>> Start Data section
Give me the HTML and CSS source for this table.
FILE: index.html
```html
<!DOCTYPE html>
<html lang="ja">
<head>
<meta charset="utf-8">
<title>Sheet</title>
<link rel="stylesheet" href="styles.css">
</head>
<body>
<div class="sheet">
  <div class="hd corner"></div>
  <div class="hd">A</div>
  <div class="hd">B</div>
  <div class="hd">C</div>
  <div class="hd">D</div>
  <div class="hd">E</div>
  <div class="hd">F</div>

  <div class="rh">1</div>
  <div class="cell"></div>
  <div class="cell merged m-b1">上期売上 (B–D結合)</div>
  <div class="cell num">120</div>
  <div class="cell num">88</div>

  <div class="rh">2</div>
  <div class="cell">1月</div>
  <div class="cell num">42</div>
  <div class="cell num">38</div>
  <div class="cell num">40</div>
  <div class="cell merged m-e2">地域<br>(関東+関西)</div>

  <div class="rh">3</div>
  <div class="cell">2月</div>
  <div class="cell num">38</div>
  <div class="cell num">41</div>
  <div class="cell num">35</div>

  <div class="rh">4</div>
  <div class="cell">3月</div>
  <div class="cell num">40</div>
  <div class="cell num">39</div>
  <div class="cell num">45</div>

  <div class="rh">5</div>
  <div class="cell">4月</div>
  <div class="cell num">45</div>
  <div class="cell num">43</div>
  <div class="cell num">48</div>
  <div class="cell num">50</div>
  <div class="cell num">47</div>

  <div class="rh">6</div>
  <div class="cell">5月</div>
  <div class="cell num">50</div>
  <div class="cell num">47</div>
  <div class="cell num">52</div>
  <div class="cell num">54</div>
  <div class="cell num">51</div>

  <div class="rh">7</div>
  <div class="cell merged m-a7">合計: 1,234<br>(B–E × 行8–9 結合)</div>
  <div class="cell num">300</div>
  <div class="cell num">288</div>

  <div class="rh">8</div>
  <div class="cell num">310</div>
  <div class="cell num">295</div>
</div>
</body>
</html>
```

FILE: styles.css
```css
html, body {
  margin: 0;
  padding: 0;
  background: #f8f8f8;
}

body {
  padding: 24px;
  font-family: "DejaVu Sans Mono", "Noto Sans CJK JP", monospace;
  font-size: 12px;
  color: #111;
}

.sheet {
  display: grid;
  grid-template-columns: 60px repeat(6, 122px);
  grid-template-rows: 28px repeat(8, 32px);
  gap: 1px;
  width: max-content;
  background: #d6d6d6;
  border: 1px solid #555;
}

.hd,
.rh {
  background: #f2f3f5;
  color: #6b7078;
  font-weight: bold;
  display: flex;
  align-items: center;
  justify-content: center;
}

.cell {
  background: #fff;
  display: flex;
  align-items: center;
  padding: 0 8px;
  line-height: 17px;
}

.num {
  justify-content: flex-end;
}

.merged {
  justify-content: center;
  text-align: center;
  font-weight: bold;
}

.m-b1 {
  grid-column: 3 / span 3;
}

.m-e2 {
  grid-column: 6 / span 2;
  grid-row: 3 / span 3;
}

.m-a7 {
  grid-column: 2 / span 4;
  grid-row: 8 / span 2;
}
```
>> End Data section
Task goal - Restate the listing in full, word for word.

Final result -
Give me the HTML and CSS source for this table.
FILE: index.html
```html
<!DOCTYPE html>
<html lang="ja">
<head>
<meta charset="utf-8">
<title>Sheet</title>
<link rel="stylesheet" href="styles.css">
</head>
<body>
<div class="sheet">
  <div class="hd corner"></div>
  <div class="hd">A</div>
  <div class="hd">B</div>
  <div class="hd">C</div>
  <div class="hd">D</div>
  <div class="hd">E</div>
  <div class="hd">F</div>

  <div class="rh">1</div>
  <div class="cell"></div>
  <div class="cell merged m-b1">上期売上 (B–D結合)</div>
  <div class="cell num">120</div>
  <div class="cell num">88</div>

  <div class="rh">2</div>
  <div class="cell">1月</div>
  <div class="cell num">42</div>
  <div class="cell num">38</div>
  <div class="cell num">40</div>
  <div class="cell merged m-e2">地域<br>(関東+関西)</div>

  <div class="rh">3</div>
  <div class="cell">2月</div>
  <div class="cell num">38</div>
  <div class="cell num">41</div>
  <div class="cell num">35</div>

  <div class="rh">4</div>
  <div class="cell">3月</div>
  <div class="cell num">40</div>
  <div class="cell num">39</div>
  <div class="cell num">45</div>

  <div class="rh">5</div>
  <div class="cell">4月</div>
  <div class="cell num">45</div>
  <div class="cell num">43</div>
  <div class="cell num">48</div>
  <div class="cell num">50</div>
  <div class="cell num">47</div>

  <div class="rh">6</div>
  <div class="cell">5月</div>
  <div class="cell num">50</div>
  <div class="cell num">47</div>
  <div class="cell num">52</div>
  <div class="cell num">54</div>
  <div class="cell num">51</div>

  <div class="rh">7</div>
  <div class="cell merged m-a7">合計: 1,234<br>(B–E × 行8–9 結合)</div>
  <div class="cell num">300</div>
  <div class="cell num">288</div>

  <div class="rh">8</div>
  <div class="cell num">310</div>
  <div class="cell num">295</div>
</div>
</body>
</html>
```

FILE: styles.css
```css
html, body {
  margin: 0;
  padding: 0;
  background: #f8f8f8;
}

body {
  padding: 24px;
  font-family: "DejaVu Sans Mono", "Noto Sans CJK JP", monospace;
  font-size: 12px;
  color: #111;
}

.sheet {
  display: grid;
  grid-template-columns: 60px repeat(6, 122px);
  grid-template-rows: 28px repeat(8, 32px);
  gap: 1px;
  width: max-content;
  background: #d6d6d6;
  border: 1px solid #555;
}

.hd,
.rh {
  background: #f2f3f5;
  color: #6b7078;
  font-weight: bold;
  display: flex;
  align-items: center;
  justify-content: center;
}

.cell {
  background: #fff;
  display: flex;
  align-items: center;
  padding: 0 8px;
  line-height: 17px;
}

.num {
  justify-content: flex-end;
}

.merged {
  justify-content: center;
  text-align: center;
  font-weight: bold;
}

.m-b1 {
  grid-column: 3 / span 3;
}

.m-e2 {
  grid-column: 6 / span 2;
  grid-row: 3 / span 3;
}

.m-a7 {
  grid-column: 2 / span 4;
  grid-row: 8 / span 2;
}
```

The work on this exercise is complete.